"J’y suis né ! J’y suis né, mais j’en suis parti un certain temps. J’étais comptable. J’étais étudiant, et j’ai trouvé une place dans une entreprise pendant sept ans, et puis ça ne se passait pas très bien. Il y a eu l’exploitation qui se libérait, donc j’ai repris l’exploitation de mes grands-parents. Mon père l’avait reprise en fermage donc il y avait eu un saut de génération, et moi j’ai repris en 1998. Au départ, c’était une façon de sortir de l’entreprise où j’étais, mais maintenant je suis très bien comme je suis. J’avais toujours vécu dans la viticulture puisque ma famille a toujours été dans la viticulture. Je connaissais le métier sans l’avoir appris et le côté comptable me sert beaucoup dans la gestion d’exploitation aujourd’hui. J’avais toujours vu faire. Après, j’ai eu des amis, la famille, tout le monde est venu me donner un coup de main. Mais je savais déjà tailler la vigne, conduire un tracteur, je savais déjà faire pas mal de choses avant de m’installer. Quand on plantait ou même quand on devait charruer, je me rappelle quand j’étais gamin, ils y allaient toujours en groupe. Quand il y avait une vigne à planter, ils partaient à une dizaine et ils passaient des semaines à planter. Il y avait toute une équipe avec Pierre Michel, Pierre Trinquier, Gabriel, et ils plantaient pour les uns et pour les autres. Il a fallu planter tout le vignoble de Grenache et de Syrah. Après, ils se retrouvaient souvent autour d’un bon déjeuner. Quand je me suis installé, ils m’ont aidé pendant trois ou quatre ans et après je me suis mis dans le bain. Quand il y avait un conseil à demander, on pouvait leur demander. On pouvait demander aussi au Conseil d’Administration. Mon père aussi m’a un petit peu aidé au départ et c’est parti ! Au début j’avais 10 ha, aujourd’hui j’en ai 25. J’ai acheté des vignes plantées et des fermages. J’ai dû renouveler le vignoble qui appartenait à ma famille et les fermages aussi quand c’était possible.

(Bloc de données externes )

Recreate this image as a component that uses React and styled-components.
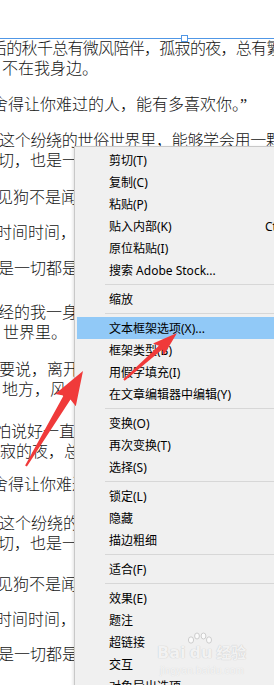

Nos parents ou nos grands-parents n’ont pas poussé les enfants à aller vers la vigne puisque c’est vrai que c’était difficile, le fait qu’on passe en appellation, et puis la motivation de certains. Le fait que la cave tournait pas mal et tourne encore d’ailleurs plutôt bien je pense que ça fait rester les gens. Le revenu à l’hectare est quand même assez intéressant aujourd’hui, il est suffisant pour vivre. Il y a eu des moments difficiles au début. Moi, cela fait 17 ou 18 ans que je suis installé, il a fallu replanter le vignoble avec les cépages améliorateurs et on commence seulement maintenant à bien vivre. Je ne regrette pas mon choix !
Je sais que dans ma famille tout le monde était viticulteurs et qu’ils ont tous adhéré à la cave coopérative dès le départ. C’était surtout les petits qui se regroupaient pour mutualiser. Il y avait deux ou trois grosses exploitations dans le village, les caves existent encore. Alors que chez mes grands-parents il y avait trois cuves pour toute la famille et pour faire rentrer toute la récolte. Et encore, c’était un gros ! Je pense qu’il y avait une volonté de se distinguer parce qu’on était un peu isolé. À Cabrières on est sur les premiers contreforts, à Fontes on est déjà dans la plaine. Cabrières c’est un cirque, dès qu’on en sort c’est la plaine. De suite après c’est plat, il n’y a plus les coteaux comme ici. Il y a toujours eu la volonté de se distinguer, de lutter pour y arriver."